[ClusterLabs] Antw: Re: Antw: [EXT] Re: Order set troubles

Sat Mar 27 01:37:19 EDT 2021

On 26.03.2021 22:18, Reid Wahl wrote:
> On Fri, Mar 26, 2021 at 6:27 AM Andrei Borzenkov <arvidjaar at gmail.com>
> wrote:
> 
>> On Fri, Mar 26, 2021 at 10:17 AM Ulrich Windl
>> <Ulrich.Windl at rz.uni-regensburg.de> wrote:
>>>
>>>>>> Andrei Borzenkov <arvidjaar at gmail.com> schrieb am 26.03.2021 um
>> 06:19 in
>>> Nachricht <534274b3-a6de-5fac-0ae4-d02c305f1a3f at gmail.com>:
>>>> On 25.03.2021 21:45, Reid Wahl wrote:
>>>>> FWIW we have this KB article (I seem to remember Strahil is a Red Hat
>>>>> customer):
>>>>>   - How do I configure SAP HANA Scale-Up System Replication in a
>> Pacemaker
>>>>> cluster when the HANA filesystems are on NFS shares?(
>>>>> https://access.redhat.com/solutions/5156571)
>>>>>
>>>>
>>>> "How do I make the cluster resources recover when one node loses access
>>>> to the NFS server?"
>>>>
>>>> If node loses access to NFS server then monitor operations for
>> resources
>>>> that depend on NFS availability will fail or timeout and pacemaker will
>>>> recover (likely by rebooting this node). That's how similar
>>>> configurations have been handled for the past 20 years in other HA
>>>> managers. I am genuinely interested, have you encountered the case
>> where
>>>> it was not enough?
>>>
>>> That's a big problem with the SAP design (basically it's just too
>> complex).
>>> In the past I had written a kind of resource agent that worked without
>> that
>>> overly complex overhead, but since those days SAP has added much more
>>> complexity.
>>> If the NFS server is external, pacemaker could fence your nodes when the
>> NFS
>>> server is down as first the monitor operation will fail (hanging on
>> NFS), the
>>> the recover (stop/start) will fail (also hanging on NFS).
>>
>> And how exactly placing NFS resource under pacemaker control is going
>> to change it?
>>
> 
> I noted earlier based on the old case notes:
> 
> "Apparently there were situations in which the SAPHana resource wasn't
> failing over when connectivity was lost with the NFS share that contained
> the hdb* binaries and the HANA data.

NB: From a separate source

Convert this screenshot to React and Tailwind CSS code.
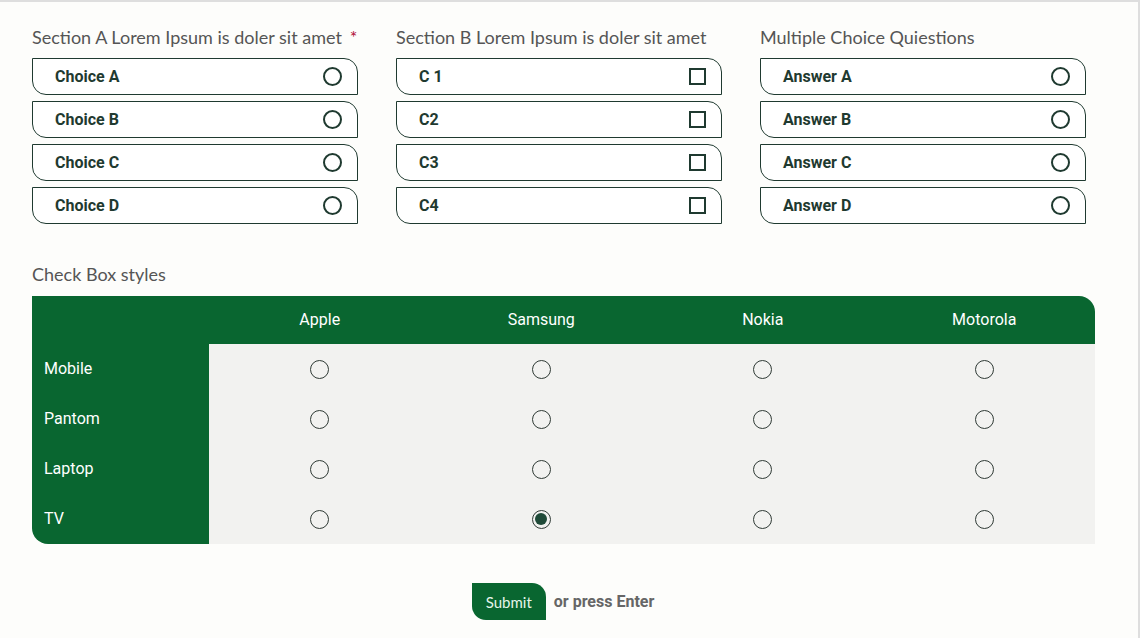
import React from "react";

const sections = [
  { title: "Section A Lorem Ipsum is doler sit amet", required: true, type: "radio", items: ["Choice A", "Choice B", "Choice C", "Choice D"] },
  { title: "Section B Lorem Ipsum is doler sit amet", type: "check", items: ["C 1", "C2", "C3", "C4"] },
  { title: "Multiple Choice Quiestions", type: "radio", items: ["Answer A", "Answer B", "Answer C", "Answer D"] },
];

const brands = ["Apple", "Samsung", "Nokia", "Motorola"];
const devices = ["Mobile", "Pantom", "Laptop", "TV"];

function Radio({ checked, thick }) {
  return (
    <span
      className={`flex h-[19px] w-[19px] items-center justify-center rounded-full ${
        thick ? "border-2 border-[#1f3a30]" : "border-[1.5px] border-[#2f3a35]"
      }`}
    >
      {checked && <span className="h-[12px] w-[12px] rounded-full bg-[#1f4a38]" />}
    </span>
  );
}

function Option({ label, type }) {
  return (
    <div className="flex h-[37px] items-center justify-between rounded-tr-[14px] rounded-bl-[14px] border border-[#1f3a30] bg-white pl-[22px] pr-[15px]">
      <span className="font-['Roboto',sans-serif] text-[16px] font-bold text-[#1f3a30]">{label}</span>
      {type === "radio" ? (
        <Radio thick />
      ) : (
        <span className="h-[17px] w-[17px] border-2 border-[#1f3a30]" />
      )}
    </div>
  );
}

export default function App() {
  return (
    <div className="min-h-[638px] w-[1140px] border-t-2 border-r-2 border-[#dedede] bg-[#fdfdfb] pt-[23px] font-['Lato',sans-serif]">
      <div className="flex gap-[38px] pl-[32px]">
        {sections.map((s) => (
          <div key={s.title} className="w-[326px]">
            <p className="mb-[9px] whitespace-nowrap text-[18px] leading-[24px] text-[#555]">
              {s.title}
              {s.required && <span className="ml-[8px] text-[#b0103a]">*</span>}
            </p>
            <div className="flex flex-col gap-[6px]">
              {s.items.map((it) => (
                <Option key={it} label={it} type={s.type} />
              ))}
            </div>
          </div>
        ))}
      </div>

      <p className="mt-[38px] pl-[32px] text-[18px] leading-[24px] text-[#555]">Check Box styles</p>

      <div className="ml-[32px] mt-[10px] w-[1063px] overflow-hidden rounded-tr-[16px] rounded-bl-[16px] bg-[#096630] font-['Roboto',sans-serif] text-[16px] text-white">
        <div className="grid h-[48px] grid-cols-[177px_1fr_1fr_1fr_1fr] items-center">
          <span />
          {brands.map((b) => (
            <span key={b} className="text-center">{b}</span>
          ))}
        </div>
        {devices.map((d) => (
          <div key={d} className="grid h-[50px] grid-cols-[177px_1fr_1fr_1fr_1fr] items-center">
            <span className="pl-[12px]">{d}</span>
            {brands.map((b) => (
              <span key={b} className="flex h-full items-center justify-center bg-[#f2f2f0]">
                <Radio checked={d === "TV" && b === "Samsung"} />
              </span>
            ))}
          </div>
        ))}
      </div>

      <div className="mt-[39px] flex items-center justify-center gap-[8px] pr-[12px]">
        <button className="h-[37px] rounded-tr-[14px] rounded-bl-[14px] bg-[#096630] px-[14px] pt-[2px] text-[15px] text-[#e6f5ea]">Submit</button>
        <span className="font-['Roboto',sans-serif] text-[16px] font-bold text-[#666]">or press Enter</span>
      </div>
    </div>
  );
}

I don't remember the exact details
> (whether demotion was failing, or whether it wasn't even trying to demote
> on the primary and promote on the secondary, or what). Either way, I was
> surprised that this procedure was necessary, but it seemed to be."
> 
> Strahil may be dealing with a similar situation, not sure. I get where
> you're coming from -- I too would expect the application that depends on
> NFS to simply fail when NFS connectivity is lost, which in turn leads to
> failover and recovery. For whatever reason, due to some weirdness of the
> SAPHana resource agent, that didn't happen.
> 

Yes. The only reason to use this workaround would be if resource agent
monitor still believes that application is up when required NFS is down.
Which is a bug in resource agent or possibly in application itself.

While using this workaround in this case is perfectly reasonable, none
of reasons listed in the message I was replying to are applicable.

So far the only reason OP wanted to do it was some obscure race
condition on startup outside of pacemaker. In which case this workaround
simply delays NFS mount, sidestepping race.

I also remember something about racing with dnsmasq, at which point I'd
say that making cluster depend on availability of DNS is e-h-h-h unwise.